--- start of MATERIAL ---
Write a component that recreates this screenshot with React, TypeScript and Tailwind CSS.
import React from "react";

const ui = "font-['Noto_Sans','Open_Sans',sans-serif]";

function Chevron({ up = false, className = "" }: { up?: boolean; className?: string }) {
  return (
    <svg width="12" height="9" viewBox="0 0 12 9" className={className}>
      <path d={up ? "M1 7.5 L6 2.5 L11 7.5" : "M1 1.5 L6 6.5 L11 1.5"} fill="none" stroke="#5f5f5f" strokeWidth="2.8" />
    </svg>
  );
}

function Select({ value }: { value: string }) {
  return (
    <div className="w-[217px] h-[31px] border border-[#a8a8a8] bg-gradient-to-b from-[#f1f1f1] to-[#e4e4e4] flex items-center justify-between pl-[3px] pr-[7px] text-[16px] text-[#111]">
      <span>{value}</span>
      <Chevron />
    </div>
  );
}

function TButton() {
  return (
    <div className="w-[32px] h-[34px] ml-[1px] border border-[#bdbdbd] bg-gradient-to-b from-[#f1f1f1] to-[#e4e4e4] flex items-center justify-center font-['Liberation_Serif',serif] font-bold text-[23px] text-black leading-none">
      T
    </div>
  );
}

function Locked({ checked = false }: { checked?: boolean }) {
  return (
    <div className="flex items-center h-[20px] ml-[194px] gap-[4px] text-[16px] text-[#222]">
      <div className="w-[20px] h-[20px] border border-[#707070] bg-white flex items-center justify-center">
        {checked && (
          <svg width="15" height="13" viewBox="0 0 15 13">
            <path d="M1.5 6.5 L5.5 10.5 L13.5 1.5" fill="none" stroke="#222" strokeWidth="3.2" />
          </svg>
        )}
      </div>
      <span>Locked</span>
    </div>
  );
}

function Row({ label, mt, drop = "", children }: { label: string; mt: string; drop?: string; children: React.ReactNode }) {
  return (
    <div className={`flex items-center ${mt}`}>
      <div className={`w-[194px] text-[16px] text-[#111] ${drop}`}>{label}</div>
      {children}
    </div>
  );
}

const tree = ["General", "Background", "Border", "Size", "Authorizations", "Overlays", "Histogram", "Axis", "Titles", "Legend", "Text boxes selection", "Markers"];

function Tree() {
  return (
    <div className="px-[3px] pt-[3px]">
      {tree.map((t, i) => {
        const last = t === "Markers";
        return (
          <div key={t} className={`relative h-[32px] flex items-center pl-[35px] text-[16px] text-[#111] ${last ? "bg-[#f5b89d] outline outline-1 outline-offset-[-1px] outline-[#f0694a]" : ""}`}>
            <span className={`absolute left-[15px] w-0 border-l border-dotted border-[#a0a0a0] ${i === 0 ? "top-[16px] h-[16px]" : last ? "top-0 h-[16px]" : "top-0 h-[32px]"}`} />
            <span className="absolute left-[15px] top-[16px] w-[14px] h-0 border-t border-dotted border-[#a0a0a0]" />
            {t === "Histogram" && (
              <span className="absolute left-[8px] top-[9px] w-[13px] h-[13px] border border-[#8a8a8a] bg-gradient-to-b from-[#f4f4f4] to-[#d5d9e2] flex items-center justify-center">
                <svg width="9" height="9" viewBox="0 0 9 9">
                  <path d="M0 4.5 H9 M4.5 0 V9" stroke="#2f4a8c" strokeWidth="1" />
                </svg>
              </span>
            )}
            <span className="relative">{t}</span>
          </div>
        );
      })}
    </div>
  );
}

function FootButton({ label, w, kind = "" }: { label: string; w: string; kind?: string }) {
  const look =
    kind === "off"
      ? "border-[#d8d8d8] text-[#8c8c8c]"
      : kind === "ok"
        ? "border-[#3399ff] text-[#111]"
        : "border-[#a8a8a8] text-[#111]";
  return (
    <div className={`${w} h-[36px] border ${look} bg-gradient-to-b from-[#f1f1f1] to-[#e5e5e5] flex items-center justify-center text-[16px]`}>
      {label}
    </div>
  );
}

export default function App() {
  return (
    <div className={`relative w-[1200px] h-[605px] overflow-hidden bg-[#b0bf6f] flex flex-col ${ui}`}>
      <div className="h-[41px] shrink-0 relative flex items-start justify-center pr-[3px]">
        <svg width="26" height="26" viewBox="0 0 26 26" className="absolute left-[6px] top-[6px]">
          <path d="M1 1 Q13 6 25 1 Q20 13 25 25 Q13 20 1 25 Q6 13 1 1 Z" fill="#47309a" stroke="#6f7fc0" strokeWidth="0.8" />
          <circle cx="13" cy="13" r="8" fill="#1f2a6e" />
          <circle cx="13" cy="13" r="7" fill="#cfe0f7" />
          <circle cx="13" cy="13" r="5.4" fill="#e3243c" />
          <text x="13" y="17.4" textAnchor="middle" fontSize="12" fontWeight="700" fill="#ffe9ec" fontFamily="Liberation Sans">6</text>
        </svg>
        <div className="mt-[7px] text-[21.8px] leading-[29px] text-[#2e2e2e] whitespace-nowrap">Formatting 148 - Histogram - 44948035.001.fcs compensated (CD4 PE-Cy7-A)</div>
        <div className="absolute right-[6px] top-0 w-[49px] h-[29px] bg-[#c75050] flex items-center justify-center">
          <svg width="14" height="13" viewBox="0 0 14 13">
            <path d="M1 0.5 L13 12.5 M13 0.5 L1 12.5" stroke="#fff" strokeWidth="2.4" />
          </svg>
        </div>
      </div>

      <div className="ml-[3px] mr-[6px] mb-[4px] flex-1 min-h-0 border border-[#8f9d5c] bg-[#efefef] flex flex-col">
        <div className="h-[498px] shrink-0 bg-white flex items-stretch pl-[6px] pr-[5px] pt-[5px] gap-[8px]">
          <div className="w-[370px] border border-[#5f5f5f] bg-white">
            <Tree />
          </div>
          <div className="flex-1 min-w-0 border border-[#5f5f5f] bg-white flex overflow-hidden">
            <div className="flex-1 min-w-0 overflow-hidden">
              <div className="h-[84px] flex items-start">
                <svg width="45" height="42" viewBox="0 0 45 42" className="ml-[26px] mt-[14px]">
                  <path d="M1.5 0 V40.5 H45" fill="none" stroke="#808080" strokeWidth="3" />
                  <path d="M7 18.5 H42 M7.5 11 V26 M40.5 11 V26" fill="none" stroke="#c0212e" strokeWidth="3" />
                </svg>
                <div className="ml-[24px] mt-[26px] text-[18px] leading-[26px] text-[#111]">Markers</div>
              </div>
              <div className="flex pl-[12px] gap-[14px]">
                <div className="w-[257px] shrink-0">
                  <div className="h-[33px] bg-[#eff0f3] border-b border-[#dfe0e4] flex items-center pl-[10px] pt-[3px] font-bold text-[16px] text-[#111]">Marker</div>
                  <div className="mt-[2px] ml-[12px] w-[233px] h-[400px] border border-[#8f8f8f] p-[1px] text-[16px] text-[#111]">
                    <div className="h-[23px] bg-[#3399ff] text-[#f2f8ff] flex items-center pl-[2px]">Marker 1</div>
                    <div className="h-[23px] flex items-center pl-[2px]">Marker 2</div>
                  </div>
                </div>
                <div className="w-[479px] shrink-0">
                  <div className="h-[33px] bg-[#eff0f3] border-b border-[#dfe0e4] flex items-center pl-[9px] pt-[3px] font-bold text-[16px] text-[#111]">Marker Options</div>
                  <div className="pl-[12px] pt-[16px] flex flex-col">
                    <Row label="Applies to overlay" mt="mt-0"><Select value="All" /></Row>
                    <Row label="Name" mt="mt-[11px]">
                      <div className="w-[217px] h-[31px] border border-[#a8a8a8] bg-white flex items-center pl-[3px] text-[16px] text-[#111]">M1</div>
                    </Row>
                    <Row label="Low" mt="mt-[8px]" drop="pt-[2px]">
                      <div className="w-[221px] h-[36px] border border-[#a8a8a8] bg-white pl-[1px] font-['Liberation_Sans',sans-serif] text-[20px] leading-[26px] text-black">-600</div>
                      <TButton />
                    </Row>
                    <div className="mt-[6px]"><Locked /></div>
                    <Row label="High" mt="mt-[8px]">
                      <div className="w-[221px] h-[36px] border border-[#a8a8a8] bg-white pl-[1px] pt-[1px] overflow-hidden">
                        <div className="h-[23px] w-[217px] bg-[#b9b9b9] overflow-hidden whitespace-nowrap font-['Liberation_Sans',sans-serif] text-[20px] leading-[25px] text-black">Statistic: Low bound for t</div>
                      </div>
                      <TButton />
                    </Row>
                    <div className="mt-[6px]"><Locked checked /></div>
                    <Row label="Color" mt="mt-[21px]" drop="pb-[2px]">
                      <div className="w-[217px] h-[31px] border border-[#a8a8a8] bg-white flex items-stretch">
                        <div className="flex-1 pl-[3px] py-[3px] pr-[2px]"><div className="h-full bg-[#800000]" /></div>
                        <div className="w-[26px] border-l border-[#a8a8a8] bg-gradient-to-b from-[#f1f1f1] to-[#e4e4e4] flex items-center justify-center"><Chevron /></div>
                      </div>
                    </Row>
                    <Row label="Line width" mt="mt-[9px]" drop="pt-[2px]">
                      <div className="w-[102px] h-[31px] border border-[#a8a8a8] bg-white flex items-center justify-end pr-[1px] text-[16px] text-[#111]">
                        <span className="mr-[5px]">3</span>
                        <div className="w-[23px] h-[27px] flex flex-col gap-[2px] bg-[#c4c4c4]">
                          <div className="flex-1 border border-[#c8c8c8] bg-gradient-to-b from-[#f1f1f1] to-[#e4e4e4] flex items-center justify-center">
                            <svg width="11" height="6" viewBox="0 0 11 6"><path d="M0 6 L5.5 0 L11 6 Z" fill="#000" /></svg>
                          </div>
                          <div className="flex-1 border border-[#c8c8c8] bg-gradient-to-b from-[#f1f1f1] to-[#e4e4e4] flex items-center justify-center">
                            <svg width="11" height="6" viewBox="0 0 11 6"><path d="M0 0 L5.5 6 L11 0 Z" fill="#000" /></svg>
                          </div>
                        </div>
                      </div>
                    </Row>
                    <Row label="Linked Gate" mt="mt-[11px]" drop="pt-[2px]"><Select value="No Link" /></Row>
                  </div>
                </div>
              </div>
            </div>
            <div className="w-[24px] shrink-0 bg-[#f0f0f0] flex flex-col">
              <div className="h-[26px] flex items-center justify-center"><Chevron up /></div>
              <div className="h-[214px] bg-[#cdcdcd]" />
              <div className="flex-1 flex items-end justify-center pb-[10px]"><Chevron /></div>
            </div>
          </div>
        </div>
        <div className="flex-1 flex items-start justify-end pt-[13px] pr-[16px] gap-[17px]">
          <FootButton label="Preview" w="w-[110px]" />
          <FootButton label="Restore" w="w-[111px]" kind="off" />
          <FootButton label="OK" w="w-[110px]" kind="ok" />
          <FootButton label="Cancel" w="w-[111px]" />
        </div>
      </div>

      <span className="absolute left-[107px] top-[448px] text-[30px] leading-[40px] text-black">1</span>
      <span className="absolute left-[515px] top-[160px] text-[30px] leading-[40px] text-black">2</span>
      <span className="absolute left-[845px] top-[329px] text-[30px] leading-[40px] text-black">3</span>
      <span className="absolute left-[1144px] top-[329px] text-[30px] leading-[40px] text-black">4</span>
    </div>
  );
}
--- end of MATERIAL ---
### [PROBLEM DETAILS]
Look for the word "React" and return every line where it occurs.

### [THE RESPONSE]
Write a component that recreates this screenshot with React, TypeScript and Tailwind CSS.
import React from "react";
function Row({ label, mt, drop = "", children }: { label: string; mt: string; drop?: string; children: React.ReactNode }) {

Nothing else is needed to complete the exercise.